Posted by Franz Huber on Jan 09, 2019
On a daily basis we hear about Muslims detesting Christians, Sunni and Shia Muslims being at war, and one only has to go back half of a life time to the major conflict between Protestants and Catholics in Ireland. Let's not, for a moment, even consider the question of which branch of Christianity is right: Catholic, Anglican, Pentecostal, Mormon, just to name a few). And of course the issue with Judaism and the rest of the world seems to have gone on since time immemorial. Oh, have I mentioned yet Buddhism, Hinduism, Sikhism, Baha'i...? 

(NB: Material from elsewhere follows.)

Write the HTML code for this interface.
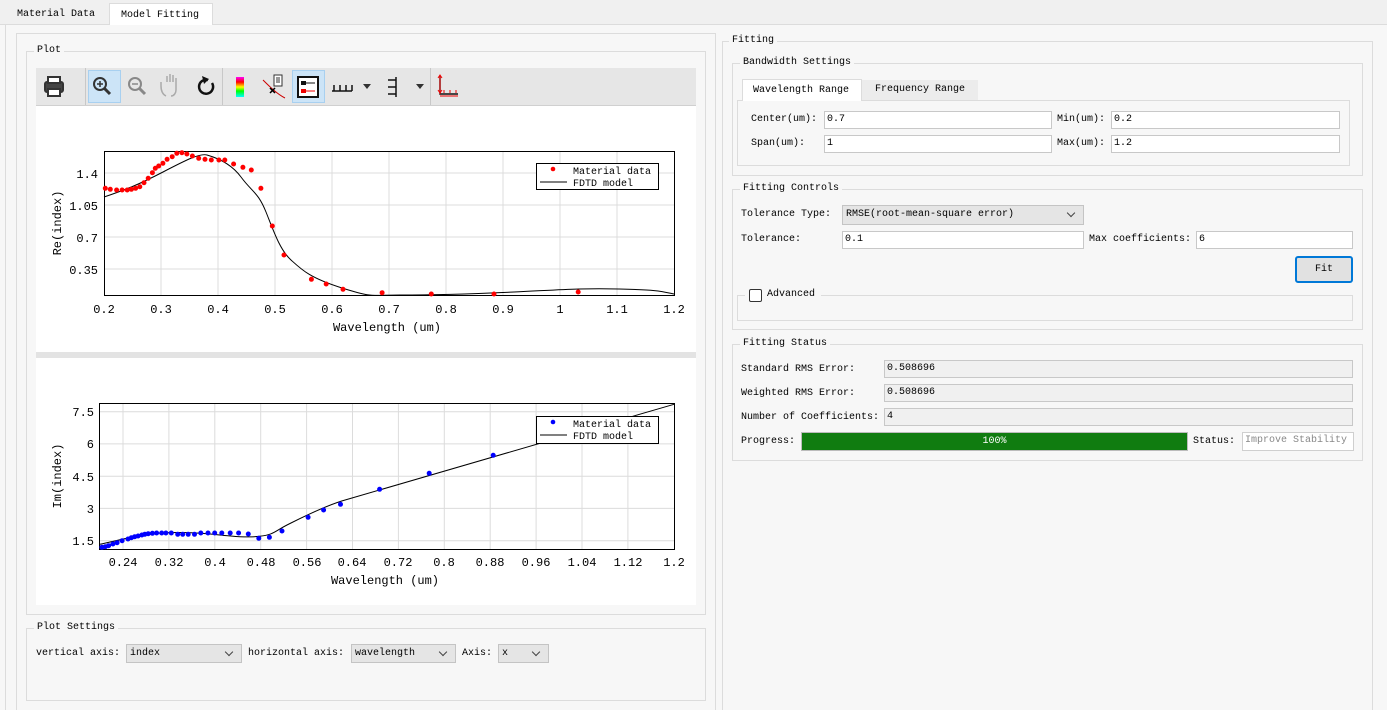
<!DOCTYPE html>
<html><head><meta charset="utf-8"><style>
*{box-sizing:border-box;margin:0;padding:0}
html,body{width:1387px;height:710px;overflow:hidden}
body{background:#f0f0f0;font-family:"Liberation Mono","Noto Sans CJK SC",monospace;font-size:10px;color:#000;position:relative}
.a{position:absolute}
.g{position:absolute;border:1px solid #dcdcdc}
.gt{position:absolute;background:#f7f7f7;padding:0 3px;top:-7px;left:7px;line-height:12px}
.in{position:absolute;background:#fff;border:1px solid #c8c8c8;height:18px;line-height:16px;padding-left:2px}
.ro{background:#f0f0f0}
.cb{position:absolute;background:#e5e5e5;border:1px solid #c4c4c4;height:19px;line-height:17px;padding-left:3px}
.cb:after{content:"";position:absolute;right:9px;top:4px;width:5px;height:5px;border-right:1px solid #444;border-bottom:1px solid #444;transform:rotate(45deg)}
.l{position:absolute;line-height:12px}
</style></head><body>
<div class="a" style="left:0;top:24px;width:1387px;height:686px;background:#f7f7f7;border-top:1px solid #dcdcdc"></div>
<div class="l" style="left:17px;top:9px">Material Data</div>
<div class="a" style="left:109px;top:3px;width:104px;height:22px;background:#fff;border:1px solid #dcdcdc;border-bottom:none"></div>
<div class="l" style="left:121px;top:10px">Model Fitting</div>
<div class="a" style="left:5px;top:24px;width:1px;height:686px;background:#dcdcdc"></div>
<div class="a" style="left:16px;top:33px;width:700px;height:677px;border:1px solid #dcdcdc;border-bottom:none"></div>

<div class="g" style="left:26px;top:51px;width:680px;height:564px"><div class="gt">Plot</div></div>
<div class="a" style="left:36px;top:68px;width:660px;height:38px;background:#e6e6e6;border-bottom:1px solid #d0d0d0"></div>
<div class="a" style="left:85px;top:68px;width:1px;height:37px;background:#c8c8c8"></div>
<div class="a" style="left:222px;top:68px;width:1px;height:37px;background:#c8c8c8"></div>
<div class="a" style="left:430px;top:68px;width:1px;height:37px;background:#c8c8c8"></div>
<div class="a" style="left:88px;top:70px;width:33px;height:33px;background:#cce4f7;border:1px solid #a8d0f0"></div>
<div class="a" style="left:292px;top:70px;width:33px;height:33px;background:#cce4f7;border:1px solid #a8d0f0"></div>
<svg class="a" style="left:36px;top:68px" width="430" height="38">
<g fill="none" stroke="#333" stroke-width="2">
<rect x="9" y="14" width="18" height="10" rx="2" fill="#444"/><rect x="12" y="9" width="12" height="6" fill="#fff"/><rect x="12" y="21" width="12" height="7" fill="#fff"/>
<circle cx="64" cy="16" r="6"/><line x1="68" y1="20" x2="74" y2="26" stroke-width="3"/><path d="M61 16h6M64 13v6" stroke-width="1.5"/>
<g stroke="#888"><circle cx="99" cy="16" r="6"/><line x1="103" y1="20" x2="109" y2="26" stroke-width="3"/><path d="M96 16h6" stroke-width="1.5"/></g>
<path d="M130 28c-4-2-5-6-5-10v-4M131 14v-6M134 14v-8M137 14v-7M140 15v-5v12c0 3-2 6-5 6" stroke="#aaa" stroke-width="1.5"/>
<path d="M172 12a7 7 0 1 0 4 3" stroke="#111" stroke-width="2.5"/><path d="M166 8l7 3-5 5z" fill="#111" stroke="none"/>
</g>
<defs><linearGradient id="rb" x1="0" y1="0" x2="0" y2="1"><stop offset="0" stop-color="#f0f"/><stop offset=".25" stop-color="#f00"/><stop offset=".5" stop-color="#ff0"/><stop offset=".7" stop-color="#0f0"/><stop offset="1" stop-color="#0ff"/></linearGradient></defs>
<rect x="200" y="9" width="8" height="20" fill="url(#rb)"/>
<path d="M227 12c6 6 14 14 22 18" stroke="#c00" fill="none"/><rect x="238" y="7" width="8" height="11" fill="#fff" stroke="#333"/><path d="M240 10h4M240 12h4M240 14h4" stroke="#333"/><path d="M234 20l5 5M239 20l-5 5" stroke="#000" stroke-width="1.5"/>
<rect x="262" y="9" width="20" height="20" fill="#fff" stroke="#111" stroke-width="2"/><rect x="265" y="13" width="5" height="4" fill="#111"/><path d="M270 15h9" stroke="#111"/><rect x="265" y="21" width="5" height="4" fill="#e00"/><path d="M270 23h9" stroke="#e00"/>
<path d="M296 23h20M298 17v6M304 17v6M310 17v6M316 17v6" stroke="#111" stroke-width="1.5"/><path d="M327 16h8l-4 5z" fill="#333"/>
<path d="M360 9v20M352 12h8M352 19h8M352 26h8" stroke="#111" stroke-width="1.5"/><path d="M380 16h8l-4 5z" fill="#333"/>
<path d="M404 8v18h18" stroke="#111" stroke-width="1.5" fill="none"/><path d="M402 10l2-3 2 3M402 22l2 3 2-3M404 7v19" stroke="#e00" fill="none"/><path d="M404 28h18M408 22v3M414 22v3M420 22v3" stroke="#e00"/>
</svg>

<div class="a" style="left:36px;top:106px;width:660px;height:246px;background:#fff"></div>
<div class="a" style="left:36px;top:352px;width:660px;height:6px;background:#e3e3e3"></div>
<div class="a" style="left:36px;top:358px;width:660px;height:247px;background:#fff"></div>
<svg class="a" style="left:0;top:0" width="720" height="610" font-family="Liberation Mono, monospace" font-size="12">
<g stroke="#dcdcdc" stroke-width="1">
<path d="M161 151V295M218 151V295M275 151V295M332 151V295M389 151V295M446 151V295M503 151V295M560 151V295M617 151V295M104 173H674M104 205H674M104 237H674M104 269H674"/>
<path d="M168.9 403V549M214.8 403V549M260.7 403V549M306.6 403V549M352.5 403V549M398.4 403V549M444.3 403V549M490.2 403V549M536.1 403V549M582 403V549M627.9 403V549M99.5 411.7H674M99.5 443.9H674M99.5 476.2H674M99.5 508.4H674M99.5 540.7H674M123 403V549"/>
</g>
<rect x="104.5" y="151.5" width="570" height="144" fill="none" stroke="#000"/>
<rect x="99.5" y="403.5" width="575" height="146" fill="none" stroke="#000"/>
<path fill="none" stroke="#000" d="M104 197C125 190 140 184 163 172S200 153 207 155S230 162 241 177S258 192 266 212S280 250 291 260S310 278 342 288S370 295 400 295S470 294 514 292S580 288 619 289S660 291 674 294"/>
<path fill="none" stroke="#f00" stroke-width="5" stroke-linecap="round" d="M105.3 188.3h0M110.3 189.3h0M116.6 190h0M122.1 190h0M127.2 190h0M131.4 189.3h0M135.6 188.3h0M139.8 186.7h0M144 182.7h0M148.2 178.3h0M152.4 172.7h0M155.3 168.3h0M158.7 166h0M162.9 163.3h0M167.1 159.3h0M172.2 156.7h0M176.8 153.3h0M181.9 152.7h0M186.9 154h0M192.4 156h0M198.7 158.3h0M205 159.3h0M211.3 160h0M218.9 160h0M224.8 160h0M233.6 164h0M242.9 167.3h0M251.3 170h0M260.9 188.3h0M272.3 226h0M284 255h0M311.4 279.3h0M326.2 284h0M343 289.3h0M382.1 292.7h0M431.3 294h0M494 294h0M578.2 292h0"/>
<path fill="none" stroke="#000" d="M99.8 544.3C115 541 135 536 150 534S190 532 210 534S245 538 259.7 536.3S275 531 287 525S320 508 341.7 501L674 404.3"/>
<path fill="none" stroke="#00f" stroke-width="5" stroke-linecap="round" d="M101.9 547.3h0M105.3 546.7h0M108.6 545.7h0M112.9 544h0M117.1 542.7h0M122.1 540.7h0M128 539h0M131.4 537.7h0M134.7 536.7h0M138.1 536h0M141.9 535h0M144.8 534.3h0M148.2 533.7h0M152.4 533.3h0M156.6 533h0M161.7 533h0M165.9 533h0M171.3 533h0M177.7 534.3h0M182.7 534.3h0M188.2 534.3h0M194.5 534.3h0M200.8 533h0M208 533h0M214.7 533h0M221.8 533h0M230.2 533h0M238.6 533h0M248.3 534h0M258.8 538.3h0M269.4 537.3h0M282 531h0M308.1 517.3h0M323.6 510h0M340.5 504.3h0M379.6 489.3h0M429.2 473.3h0M493.2 455.3h0"/>
<rect x="536.5" y="163.5" width="122" height="26" fill="#fff" stroke="#000"/>
<circle cx="553" cy="169" r="2.3" fill="#f00"/><line x1="540" y1="182" x2="567" y2="182" stroke="#000"/>
<text x="573" y="174" font-size="10">Material data</text><text x="573" y="186" font-size="10">FDTD model</text>
<rect x="536.5" y="416.5" width="122" height="27" fill="#fff" stroke="#000"/>
<circle cx="553" cy="422" r="2.3" fill="#00f"/><line x1="540" y1="435" x2="567" y2="435" stroke="#000"/>
<text x="573" y="427" font-size="10">Material data</text><text x="573" y="439" font-size="10">FDTD model</text>
<g text-anchor="end"><text x="98" y="178">1.4</text><text x="98" y="210">1.05</text><text x="98" y="242">0.7</text><text x="98" y="274">0.35</text>
<text x="94" y="416">7.5</text><text x="94" y="448">6</text><text x="94" y="481">4.5</text><text x="94" y="513">3</text><text x="94" y="545">1.5</text></g>
<g text-anchor="middle"><text x="104" y="313">0.2</text><text x="161" y="313">0.3</text><text x="218" y="313">0.4</text><text x="275" y="313">0.5</text><text x="332" y="313">0.6</text><text x="389" y="313">0.7</text><text x="446" y="313">0.8</text><text x="503" y="313">0.9</text><text x="560" y="313">1</text><text x="617" y="313">1.1</text><text x="674" y="313">1.2</text>
<text x="387" y="331">Wavelength (um)</text>
<text x="123" y="566">0.24</text><text x="169" y="566">0.32</text><text x="215" y="566">0.4</text><text x="261" y="566">0.48</text><text x="307" y="566">0.56</text><text x="352" y="566">0.64</text><text x="398" y="566">0.72</text><text x="444" y="566">0.8</text><text x="490" y="566">0.88</text><text x="536" y="566">0.96</text><text x="582" y="566">1.04</text><text x="628" y="566">1.12</text><text x="674" y="566">1.2</text>
<text x="385" y="584">Wavelength (um)</text>
<text transform="translate(61 223) rotate(-90)">Re(index)</text>
<text transform="translate(61 476) rotate(-90)">Im(index)</text></g>
</svg>

<div class="g" style="left:26px;top:628px;width:680px;height:73px"><div class="gt">Plot Settings</div></div>
<div class="l" style="left:36px;top:648px">vertical axis:</div>
<div class="cb" style="left:126px;top:644px;width:116px">index</div>
<div class="l" style="left:248px;top:648px">horizontal axis:</div>
<div class="cb" style="left:351px;top:644px;width:105px">wavelength</div>
<div class="l" style="left:462px;top:648px">Axis:</div>
<div class="cb" style="left:498px;top:644px;width:51px">x</div>

<div class="a" style="left:722px;top:41px;width:651px;height:669px;border:1px solid #dcdcdc;border-bottom:none"><div class="gt" style="left:6px">Fitting</div></div>
<div class="g" style="left:732px;top:63px;width:631px;height:113px"><div class="gt">Bandwidth Settings</div></div>
<div class="a" style="left:737px;top:100px;width:613px;height:66px;border:1px solid #dcdcdc;background:#f7f7f7"></div>
<div class="a" style="left:862px;top:80px;width:116px;height:20px;background:#ececec"></div>
<div class="l" style="left:875px;top:84px">Frequency Range</div>
<div class="a" style="left:742px;top:79px;width:120px;height:22px;background:#fff;border:1px solid #dcdcdc;border-bottom:none"></div>
<div class="l" style="left:753px;top:85px">Wavelength Range</div>
<div class="l" style="left:751px;top:114px">Center(um):</div><div class="in" style="left:824px;top:111px;width:228px">0.7</div>
<div class="l" style="left:1057px;top:114px">Min(um):</div><div class="in" style="left:1111px;top:111px;width:229px">0.2</div>
<div class="l" style="left:751px;top:138px">Span(um):</div><div class="in" style="left:824px;top:135px;width:228px">1</div>
<div class="l" style="left:1057px;top:138px">Max(um):</div><div class="in" style="left:1111px;top:135px;width:229px">1.2</div>

<div class="g" style="left:732px;top:189px;width:631px;height:141px"><div class="gt">Fitting Controls</div></div>
<div class="l" style="left:741px;top:209px">Tolerance Type:</div>
<div class="cb" style="left:842px;top:205px;width:242px;height:20px">RMSE(root-mean-square error)</div>
<div class="l" style="left:741px;top:234px">Tolerance:</div><div class="in" style="left:842px;top:231px;width:242px">0.1</div>
<div class="l" style="left:1089px;top:234px">Max coefficients:</div><div class="in" style="left:1196px;top:231px;width:157px">6</div>
<div class="a" style="left:1295px;top:256px;width:58px;height:27px;background:#e1e1e1;border:2px solid #0078d7;border-radius:3px;text-align:center;line-height:23px">Fit</div>
<div class="a" style="left:737px;top:295px;width:616px;height:26px;border:1px solid #dcdcdc"></div>
<div class="a" style="left:745px;top:289px;width:76px;height:12px;background:#f7f7f7"></div>
<div class="a" style="left:749px;top:289px;width:13px;height:13px;border:1px solid #333;border-radius:2px;background:#fff"></div>
<div class="l" style="left:767px;top:289px">Advanced</div>

<div class="g" style="left:732px;top:344px;width:631px;height:117px"><div class="gt">Fitting Status</div></div>
<div class="l" style="left:741px;top:364px">Standard RMS Error:</div><div class="in ro" style="left:884px;top:360px;width:469px">0.508696</div>
<div class="l" style="left:741px;top:388px">Weighted RMS Error:</div><div class="in ro" style="left:884px;top:384px;width:469px">0.508696</div>
<div class="l" style="left:741px;top:412px">Number of Coefficients:</div><div class="in ro" style="left:884px;top:408px;width:469px">4</div>
<div class="l" style="left:741px;top:436px">Progress:</div>
<div class="a" style="left:801px;top:432px;width:387px;height:19px;background:#107c10;border:1px solid #bcbcbc;color:#fff;text-align:center;line-height:17px">100%</div>
<div class="l" style="left:1193px;top:436px">Status:</div>
<div class="in" style="left:1242px;top:432px;width:112px;height:19px;color:#888;border-color:#cfcfcf">Improve Stability</div>
</body></html>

So, when I read in the Burleigh Rotary Club bulletin that there were some volunteers who were running a Multi Faith Centre at the Commonwealth Games, my first vision was along the line of someone trying to herd a bunch of cats...  "Not so!" assured us our Guest Speaker, Kay Chiswell. Together with Lakshmi Narasimhan and a number of other volunteers, they indeed managed to organize and arrange for the athletes and their officials from all over the Commonwealth to pursue their peaceful pursuit of worship - whatever their religion.  As a matter of fact, so successful was their enterprise that they have been asked to come up with a similar solution for the upcoming Olympic Games in 2020! Their team had representatives of various faiths that were catered for at the village. There were national faith leaders and chaplains. There were international, professional sports chaplains who belong to the Christian faith. Quite straight forward, isn't it? Not so sure...  Let's just see: the principal task (one assumes to be) was to provide a place where people could "express their faith". But also a place to come to if they needed to talk to someone about whatever issue, not necessarily relating to their faith. Seeing the Games were in the Easter Period, a number of different Holy Days fell into the period. And overall, still to cater for the needs of individual faiths. In the humble view of your Editor, a gargantuan task!
And so the Christians, the Muslims, the Jews, the Buddhists, the Baha'i, the Hindis and the Sikhs all shared the Multi Faith Centre, to worship, to meditate, to talk, to seek inner peace.  Sounds almost impossible? Well, from my point of view, perhaps Kay and her team should move on to the UN and give them a couple of lessons on how it's actually done.